In this course, we will offer an introduction to a series of more advanced methods in current stylometry. We will do so, using the attractive format of Jupyter/IPython notebooks. You are free to follow along with the static versions of these notebooks on the course repository, or run the notebooks interactively on your own machine. In this part of the course, we will use Python throughout, which is a modern and lightweight alternative to other scripting languages in the field, such as Perl or R. Creating your own code for performing stylometric experiments gives a lot of advantages over using static GUI's; most notably, you will have a much better control and understanding of what is actually going on. As such, self-coding will allow you much more freedom in setting up the workflow that is right for you and your stylometric problems.

Choosing the stylometric programming environment which is right for you, is a complex matter - and one which will strongly depend on personal taste and previous experience. Much also depends on the ad hoc problems you are trying to solve and, in many cases, it doesn't hurt to be fluent in a number of different languages and coding environments. In general, however, we do recommend to stay away from commercial, closed-source alternatives, such as Matlab, which are less common in the Humanities anyways. Closed-source alternatives can be expensive and they limit your own insight into the bits of source code you use; moreover, they severely restrict the shareability of your code.

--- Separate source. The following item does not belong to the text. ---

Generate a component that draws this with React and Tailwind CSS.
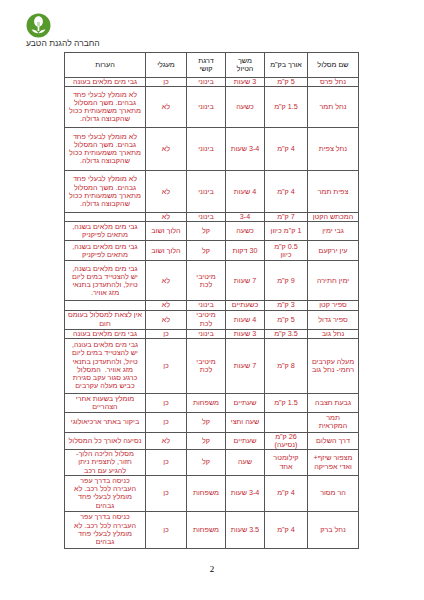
const KM = 'ק"מ';

const rows = [
  { name: "נחל פרס", len: `5 ${KM}`, dur: "3 שעות", diff: "בינוני", circ: "כן", notes: "גבי מים מלאים בעונה", h: "h-[8px]" },
  { name: "נחל תמר", len: `1.5 ${KM}`, dur: "כשעה", diff: "בינוני", circ: "לא", notes: "לא מומלץ לבעלי פחד\nגבהים. משך המסלול\nמתארך משמעותית ככול\nשהקבוצה גדולה.", h: "h-[41px]" },
  { name: "נחל צפית", len: `4 ${KM}`, dur: "3-4 שעות", diff: "בינוני", circ: "לא", notes: "לא מומלץ לבעלי פחד\nגבהים. משך המסלול\nמתארך משמעותית ככול\nשהקבוצה גדולה.", h: "h-[43px]" },
  { name: "צפית תמר", len: `4 ${KM}`, dur: "4 שעות", diff: "בינוני", circ: "לא", notes: "לא מומלץ לבעלי פחד\nגבהים. משך המסלול\nמתארך משמעותית ככול\nשהקבוצה גדולה.", h: "h-[42px]" },
  { name: "המכתש הקטן", len: `7 ${KM}`, dur: "3-4", diff: "בינוני", circ: "לא", notes: "", h: "h-[8px]" },
  { name: "גבי ימין", len: `1 ${KM} כיוון`, dur: "כשעה", diff: "קל", circ: "הלוך ושוב", notes: "גבי מים מלאים בשנה,\nמתאים לפיקניק", h: "h-[19px]" },
  { name: "עין ירקעם", len: `0.5 ${KM}\nכיוון`, dur: "30 דקות", diff: "קל", circ: "הלוך ושוב", notes: "גבי מים מלאים בשנה,\nמתאים לפיקניק", h: "h-[20px]" },
  { name: "ימין חתירה", len: `9 ${KM}`, dur: "7 שעות", diff: "מיטיבי\nלכת", circ: "לא", notes: "גבי מים מלאים בשנה,\nיש להצטייד במים ליום\nטיול, ולהתעדכן בתנאי\nמזג אוויר.", h: "h-[40px]" },
  { name: "ספיר קטן", len: `3 ${KM}`, dur: "כשעתיים", diff: "בינוני", circ: "לא", notes: "", h: "h-[8px]" },
  { name: "ספיר גדול", len: `5 ${KM}`, dur: "4 שעות", diff: "מיטיבי\nלכת", circ: "לא", notes: "אין לצאת למסלול בעומס\nחום", h: "h-[19px]" },
  { name: "נחל גוב", len: `3.5 ${KM}`, dur: "3 שעות", diff: "בינוני", circ: "כן", notes: "גבי מים מלאים בעונה", h: "h-[8px]" },
  { name: "מעלה עקרבים\nרחמי- נחל גוב", len: `8 ${KM}`, dur: "7 שעות", diff: "מיטיבי\nלכת", circ: "כן", notes: "גבי מים מלאים בעונה,\nיש להצטייד במים ליום\nטיול, ולהתעדכן בתנאי\nמזג אוויר.  המסלול\nכרגע סגור עקב סגירת\nכביש מעלה עקרבים", h: "h-[55px]" },
  { name: "גבעת חצבה", len: `1.5 ${KM}`, dur: "שעתיים", diff: "משפחות", circ: "כן", notes: "מומלץ בשעות אחרי\nהצהריים", h: "h-[19px]" },
  { name: "תמר\nהמקראית", len: "", dur: "שעה וחצי", diff: "קל", circ: "כן", notes: "ביקור באתר ארכיאולוגי", h: "h-[20px]" },
  { name: "דרך השלום", len: `26 ${KM}\n(נסיעה)`, dur: "שעתיים", diff: "קל", circ: "לא", notes: "נסיעה לאורך כל המסלול", h: "h-[17px]" },
  { name: "מצפור שיזף+\nואדי אפריקה", len: "קילומטר\nאחד", dur: "שעה", diff: "קל", circ: "כן", notes: "מסלול הליכה הלוך-\nחזור, לתצפית ניתן\nלהגיע עם רכב", h: "h-[25px]" },
  { name: "הר מסור", len: `4 ${KM}`, dur: "3-4 שעות", diff: "משפחות", circ: "כן", notes: "כניסה בדרך עפר\nהעבירה לכל רכב. לא\nמומלץ לבעלי פחד\nגבהים", h: "h-[36px]" },
  { name: "נחל ברק", len: `4 ${KM}`, dur: "3.5 שעות", diff: "משפחות", circ: "כן", notes: "כניסה בדרך עפר\nהעבירה לכל רכב. לא\nמומלץ לבעלי פחד\nגבהים", h: "h-[37px]" },
];

const Logo = () => (
  <div className="pl-[26px] pt-[13px]">
    <svg width="25" height="25" viewBox="0 0 24 24">
      <circle cx="12" cy="12" r="11.5" fill="#569a2c" />
      <path d="M12 3.2c-2.6 0-4.2 2.4-4.2 5.2 0 2.4 1.5 4.2 3.4 4.7v4.3h1.6v-4.3c1.9-.5 3.4-2.3 3.4-4.7 0-2.8-1.6-5.2-4.2-5.2z" fill="#fff" />
      <path d="M11.4 8.5v4.2M12.6 8.5v4.2" stroke="#569a2c" strokeWidth="0.5" />
      <path d="M12 19.5c-1.2-2.2-3.6-3.4-6.6-3.6 1 2 3.4 3.6 6.6 3.6zM12 19.5c1.2-2.2 3.6-3.4 6.6-3.6-1 2-3.4 3.6-6.6 3.6z" fill="#fff" />
    </svg>
    <div className="mt-[1px] text-[8.5px] leading-[9px] text-[#333] whitespace-nowrap">
      <span dir="rtl">החברה להגנת הטבע</span>
    </div>
  </div>
);

const Cell = ({ children }) => (
  <td className="border border-[#555] px-[2px] py-0 text-center align-middle whitespace-pre">
    {children}
  </td>
);

export default function App() {
  return (
    <div className="min-h-[600px] bg-white font-['Liberation_Sans','DejaVu_Sans',sans-serif]">
      <Logo />
      <div className="ml-[64px] mt-[4px] w-[294px]">
        <table dir="rtl" className="w-[294px] table-fixed border-collapse border-[1.5px] border-[#444] text-[7.2px] leading-[8.2px]">
          <colgroup>
            <col className="w-[51px]" />
            <col className="w-[43px]" />
            <col className="w-[39px]" />
            <col className="w-[39px]" />
            <col className="w-[41px]" />
            <col className="w-[81px]" />
          </colgroup>
          <thead>
            <tr className="h-[25px] text-[#111]">
              <Cell>שם מסלול</Cell>
              <Cell>אורך בק"מ</Cell>
              <Cell>{"משך\nהטיול"}</Cell>
              <Cell>{"דרגת\nקושי"}</Cell>
              <Cell>מעגלי</Cell>
              <Cell>הערות</Cell>
            </tr>
          </thead>
          <tbody className="text-[#c4282f]">
            {rows.map((r, i) => (
              <tr key={i} className={r.h}>
                <Cell>{r.name}</Cell>
                <Cell>{r.len}</Cell>
                <Cell>{r.dur}</Cell>
                <Cell>{r.diff}</Cell>
                <Cell>{r.circ}</Cell>
                <Cell>{r.notes}</Cell>
              </tr>
            ))}
          </tbody>
        </table>
      </div>
      <div className="mt-[15px] text-center text-[9px] leading-[10px] text-black font-['Liberation_Serif',serif]">
        2
      </div>
    </div>
  );
}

In the small universe of stylometry (and even textual analysis at large in the Digital Humanities), Python and R seem to be competing for "world domination" at present. In recent years, I have personally come to favour Python as my main language over R, because of the following reasons:

Python (IMHO) is a more intuitive coding syntax than R. The possibilities for diverse forms of looping are great - to give but one example.
Out-of-the box, Python seems to offer better support to process strings and natural languages in particular - also when it comes to less mainstream languages, e.g. left-to-right languages such as Hebrew.
Python is rapidly becoming the most popular scripting language in Machine Learning, in the context of teaching in academia, as well as for industrial prototyping at companies like Google.
A number of highly effective, easy-to-work-with third-party libraries are available for predictive analytics (e.g. scikit-learn).
In recent years, a very efficient scientific "ecosystem" has been developed, allowing the seamless installation and updating of third-party packages, using commands like pip, easy_install or conda.
Python works really well with Jupyter notebooks (like the present one), which are great for interactive data exploration as well as code sharing.

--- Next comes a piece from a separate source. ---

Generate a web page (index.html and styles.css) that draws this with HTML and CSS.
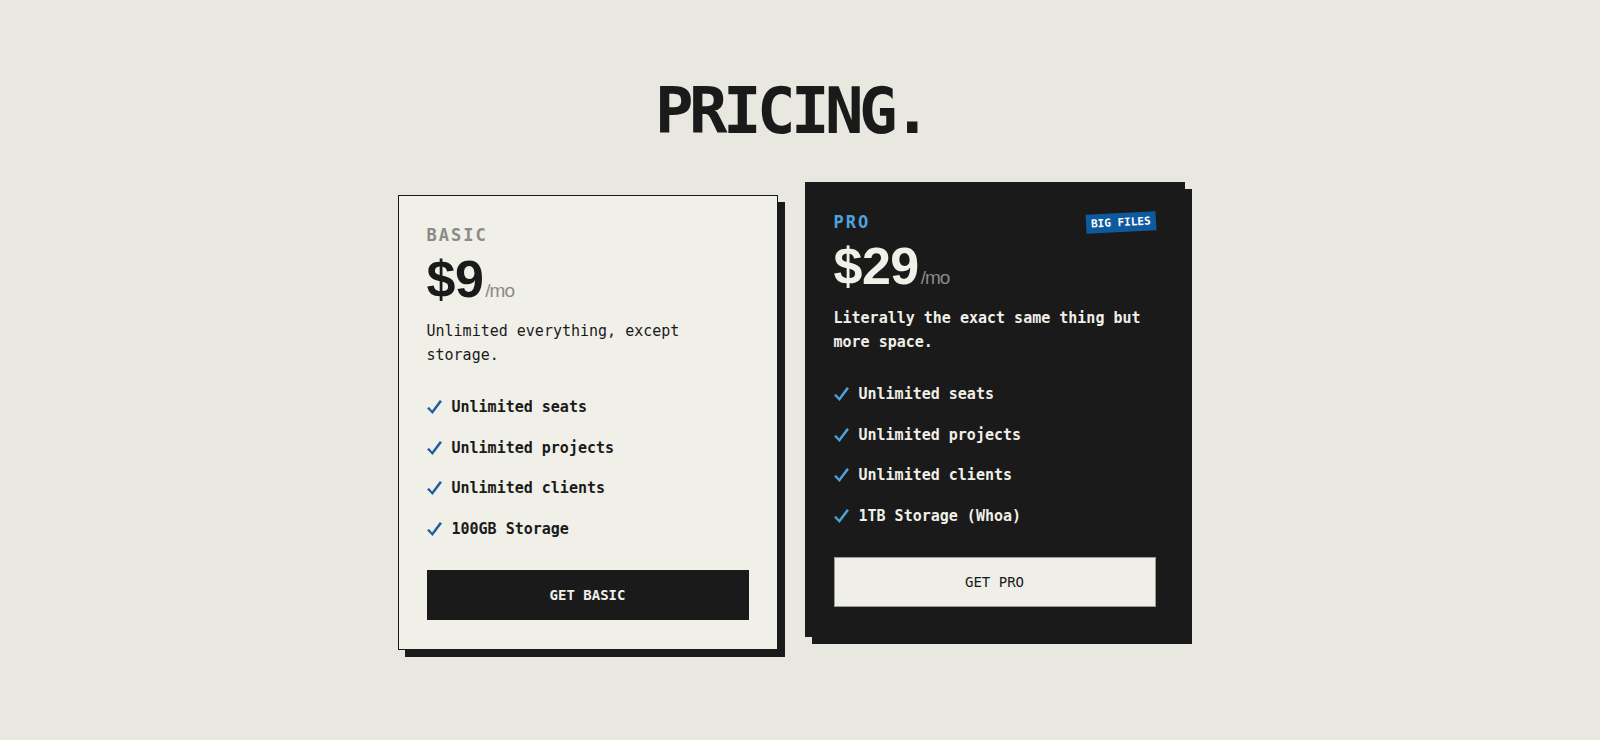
FILE: index.html
```html
<!DOCTYPE html>
<html lang="en">
<head>
<meta charset="utf-8">
<title>Pricing</title>
<link rel="stylesheet" href="styles.css">
</head>
<body>
<main class="page">
  <h1 class="title">PRICING.</h1>
  <div class="plans">
    <section class="card card-basic">
      <div class="card-head">
        <span class="tier">BASIC</span>
      </div>
      <div class="price"><span class="amount">$9</span><span class="per">/mo</span></div>
      <p class="desc">Unlimited everything, except storage.</p>
      <ul class="features">
        <li><svg class="check" viewBox="0 0 15 14" width="15" height="14"><path d="M0 8.2 L2.1 6.9 L5.1 10.4 L12.9 0 L15 1.5 L5.5 14 Z"/></svg><span>Unlimited seats</span></li>
        <li><svg class="check" viewBox="0 0 15 14" width="15" height="14"><path d="M0 8.2 L2.1 6.9 L5.1 10.4 L12.9 0 L15 1.5 L5.5 14 Z"/></svg><span>Unlimited projects</span></li>
        <li><svg class="check" viewBox="0 0 15 14" width="15" height="14"><path d="M0 8.2 L2.1 6.9 L5.1 10.4 L12.9 0 L15 1.5 L5.5 14 Z"/></svg><span>Unlimited clients</span></li>
        <li><svg class="check" viewBox="0 0 15 14" width="15" height="14"><path d="M0 8.2 L2.1 6.9 L5.1 10.4 L12.9 0 L15 1.5 L5.5 14 Z"/></svg><span>100GB Storage</span></li>
      </ul>
      <button class="btn btn-dark">GET BASIC</button>
    </section>
    <section class="card card-pro">
      <div class="card-head">
        <span class="tier">PRO</span>
        <span class="badge">BIG FILES</span>
      </div>
      <div class="price"><span class="amount">$29</span><span class="per">/mo</span></div>
      <p class="desc">Literally the exact same thing but more space.</p>
      <ul class="features">
        <li><svg class="check" viewBox="0 0 15 14" width="15" height="14"><path d="M0 8.2 L2.1 6.9 L5.1 10.4 L12.9 0 L15 1.5 L5.5 14 Z"/></svg><span>Unlimited seats</span></li>
        <li><svg class="check" viewBox="0 0 15 14" width="15" height="14"><path d="M0 8.2 L2.1 6.9 L5.1 10.4 L12.9 0 L15 1.5 L5.5 14 Z"/></svg><span>Unlimited projects</span></li>
        <li><svg class="check" viewBox="0 0 15 14" width="15" height="14"><path d="M0 8.2 L2.1 6.9 L5.1 10.4 L12.9 0 L15 1.5 L5.5 14 Z"/></svg><span>Unlimited clients</span></li>
        <li><svg class="check" viewBox="0 0 15 14" width="15" height="14"><path d="M0 8.2 L2.1 6.9 L5.1 10.4 L12.9 0 L15 1.5 L5.5 14 Z"/></svg><span>1TB Storage (Whoa)</span></li>
      </ul>
      <button class="btn btn-light">GET PRO</button>
    </section>
  </div>
</main>
</body>
</html>
```

FILE: styles.css
```css
* { box-sizing: border-box; }

html {
  background: #e8e7e0;
}

body {
  margin: 0;
  padding: 0;
  color: #1a1a1a;
  font-family: "DejaVu Sans Mono", "Liberation Mono", monospace;
}

.page {
  padding: 79px 18px 60px 0;
  display: flex;
  flex-direction: column;
  align-items: center;
}

.title {
  margin: 0;
  font-family: "DejaVu Sans Mono", monospace;
  font-weight: 700;
  font-size: 64px;
  line-height: 64px;
  letter-spacing: -4.5px;
  color: #1a1a1a;
}

.plans {
  margin-top: 52px;
  display: flex;
  gap: 27px;
  align-items: flex-start;
}

.card {
  width: 380px;
  padding: 28px 28px 29px;
  border: 1px solid #1a1a1a;
  box-shadow: 7px 7px 0 #1a1a1a;
}

.card-basic {
  background: #f0efe8;
}

.card-pro {
  background: #1a1a1a;
  color: #f0efe8;
  transform: translateY(-13px);
}

.card-head {
  height: 23px;
  display: flex;
  justify-content: space-between;
  align-items: center;
}

.tier {
  font-size: 17px;
  line-height: 23px;
  font-weight: 700;
  letter-spacing: 2px;
  color: #8a8a86;
}

.card-pro .tier {
  color: #4ea3dc;
}

.badge {
  display: inline-block;
  background: #0e5a9e;
  color: #ffffff;
  font-size: 11px;
  font-weight: 700;
  line-height: 13px;
  padding: 3px 5px;
  transform: rotate(-3deg);
}

.price {
  margin-top: 6px;
  height: 52px;
  font-family: "Liberation Sans", Arial, sans-serif;
  font-weight: 700;
  font-size: 52px;
  line-height: 52px;
  white-space: nowrap;
}

.amount {
  letter-spacing: -0.5px;
}

.per {
  font-family: "Liberation Sans", Arial, sans-serif;
  font-weight: 400;
  font-size: 19px;
  line-height: 1;
  letter-spacing: -1px;
  color: #8a8a86;
  margin-left: 2px;
}

.desc {
  margin: 14px 0 0;
  font-size: 15px;
  line-height: 24px;
}

.card-pro .desc {
  font-weight: 700;
}

.features {
  list-style: none;
  margin: 28px 0 0;
  padding: 0;
  display: flex;
  flex-direction: column;
  gap: 16.6px;
}

.features li {
  display: flex;
  align-items: center;
  gap: 10px;
  font-size: 15px;
  line-height: 24px;
  font-weight: 700;
}

.check {
  flex: none;
  fill: #1f5e9f;
}

.card-pro .check {
  fill: #4ea3dc;
}

.btn {
  display: block;
  width: 100%;
  height: 50px;
  margin-top: 29px;
  font-family: "DejaVu Sans Mono", monospace;
  font-size: 14px;
  cursor: pointer;
}

.btn-dark {
  background: #1a1a1a;
  color: #f0efe8;
  border: 1px solid #1a1a1a;
  font-weight: 700;
}

.btn-light {
  background: #efeee7;
  color: #1a1a1a;
  border: 1px solid #9a9a96;
  font-weight: 400;
}
```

In particular, I like Python because it is a more versatile language than R, with respect to other tasks than pure stylometry. Parsing XML, for instance, or setting up a webserver are easily done in Python, but are more difficult to achieve with R. Nevertheless, Python also comes with a number of outspoken disadvantages, which we should be clear about from the start:

The difference between Python 2 and Python 3 is very confusing for beginners, because some (even important) packages do not support both versions to the same extent, or in the same fashion. Apart from setting up your coding environment correctly, installing cutting-edge, third-party packages can be more complex in Python, because the intricate web of dependencies, which some packages assume.
The possibilities for data visualization in Python have been lagging behind in recent years, especially when we compare matplotlib's plots to R's gorgeous default output. Nevertheless, Python has been catching up well recently, and with the recent introduction of excellent 'data viz' libraries such as seaborn or bokeh, it seems only a matter of time before Python will reach a similar status.
Especially when dealing with a lot of data and complicated algorithms, Python can be slow in comparison to other, more mature programming languages such as Java or C++. This is true of course for most other scripting languages such as R too, of course.

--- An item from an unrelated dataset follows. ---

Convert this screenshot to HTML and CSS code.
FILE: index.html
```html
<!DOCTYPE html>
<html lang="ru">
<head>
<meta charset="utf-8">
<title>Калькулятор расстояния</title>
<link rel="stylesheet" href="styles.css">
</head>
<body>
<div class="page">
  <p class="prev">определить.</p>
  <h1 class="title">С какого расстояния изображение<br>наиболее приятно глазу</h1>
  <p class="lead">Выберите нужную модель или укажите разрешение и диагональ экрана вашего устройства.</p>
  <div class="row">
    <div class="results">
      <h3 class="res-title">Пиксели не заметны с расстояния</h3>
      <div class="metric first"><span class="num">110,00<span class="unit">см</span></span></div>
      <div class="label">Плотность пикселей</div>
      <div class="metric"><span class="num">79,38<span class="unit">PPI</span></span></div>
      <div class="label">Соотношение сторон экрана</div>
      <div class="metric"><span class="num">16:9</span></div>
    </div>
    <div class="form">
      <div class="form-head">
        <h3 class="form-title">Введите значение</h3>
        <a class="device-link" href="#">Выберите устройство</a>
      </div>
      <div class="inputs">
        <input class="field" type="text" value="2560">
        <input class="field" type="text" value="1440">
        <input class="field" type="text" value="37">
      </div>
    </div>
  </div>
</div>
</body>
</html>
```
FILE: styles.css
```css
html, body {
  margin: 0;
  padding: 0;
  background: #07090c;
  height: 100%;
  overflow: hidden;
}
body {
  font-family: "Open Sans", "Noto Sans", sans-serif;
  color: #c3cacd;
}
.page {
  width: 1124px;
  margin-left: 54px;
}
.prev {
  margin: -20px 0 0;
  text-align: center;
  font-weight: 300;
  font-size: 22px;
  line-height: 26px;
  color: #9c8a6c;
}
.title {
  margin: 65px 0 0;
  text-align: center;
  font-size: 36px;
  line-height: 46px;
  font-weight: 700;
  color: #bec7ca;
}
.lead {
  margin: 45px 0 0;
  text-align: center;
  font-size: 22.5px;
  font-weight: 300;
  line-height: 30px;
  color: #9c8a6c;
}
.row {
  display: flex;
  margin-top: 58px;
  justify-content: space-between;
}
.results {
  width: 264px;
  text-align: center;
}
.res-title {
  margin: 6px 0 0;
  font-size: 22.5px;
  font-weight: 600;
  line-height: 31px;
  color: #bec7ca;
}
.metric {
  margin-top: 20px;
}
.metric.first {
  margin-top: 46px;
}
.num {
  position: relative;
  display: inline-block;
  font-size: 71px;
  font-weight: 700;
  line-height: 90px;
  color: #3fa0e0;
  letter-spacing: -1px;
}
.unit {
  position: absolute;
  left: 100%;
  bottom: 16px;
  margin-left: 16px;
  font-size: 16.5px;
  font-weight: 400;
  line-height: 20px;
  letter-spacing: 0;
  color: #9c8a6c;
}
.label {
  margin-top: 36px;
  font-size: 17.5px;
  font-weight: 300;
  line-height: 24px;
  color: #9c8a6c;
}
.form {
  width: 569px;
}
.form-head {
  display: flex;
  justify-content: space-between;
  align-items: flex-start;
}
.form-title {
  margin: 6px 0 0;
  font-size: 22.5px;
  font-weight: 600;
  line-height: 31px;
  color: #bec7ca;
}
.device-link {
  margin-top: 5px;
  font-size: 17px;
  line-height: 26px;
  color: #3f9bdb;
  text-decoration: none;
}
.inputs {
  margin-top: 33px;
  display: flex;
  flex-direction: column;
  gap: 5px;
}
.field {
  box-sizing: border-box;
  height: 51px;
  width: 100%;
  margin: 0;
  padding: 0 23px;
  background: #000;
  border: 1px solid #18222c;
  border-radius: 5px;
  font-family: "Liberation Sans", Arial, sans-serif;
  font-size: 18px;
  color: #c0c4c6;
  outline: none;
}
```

In conclusion: it is generally important to realize that Python might not be the ultimate answer to all your problems and needs in stylometry. At the same time, this course serves to demonstrate its capabilities and suggest which potential it can bring to your projects.

The Scientific Python Ecosystem

In the world of scientific computing (which stylometry is increasingly part of), a highly stable "ecosystem" has been developed in recent years. In general, this ecosystem takes the form of:

a number of basic external packages which have become fairly standard components of any coder's flow (e.g. numpy).
a number of easy ways to install and update these inter-related packages (e.g. using pip).

In general, installing Continuum's Anaconda distribution of Python will get you a long way, when you are setting up your machine for the first time, and this is also the installation procedure which we recommend for this course (see the repo's README for more details).

In this course, we will offer an introduction to a number of basic packages, which - when used in combination - offer a powerful and fully-fledged arsenal of stylometric tools. Much of the course materials here stem from my recent experiences in co-developing pystyl: a open-source Python library for stylometric analysis - which you are of course most welcome to check out or contribute to.

The main packages and the associated topics will be covered in this course include:

numpy: scientific number crunching and matrix manipulation, with an excursions to the pandas library build on top of it;
matplotlib: the currently default package in Python to visualize scientific data, with excursions to seaborn and bokeh (offering more aesthetically pleasing extensions etc.);
sklearn: a standard library for Machine Learning and predictive data analytics in Python. We will also focus on this library in the context of its excellent support for text 'vectorization' (i.e. turning texts into numbers).
(if there is time:) gensim: an awesome package for semantic analytics in Python, inclusing word2vec-style embeddings and topic modeling.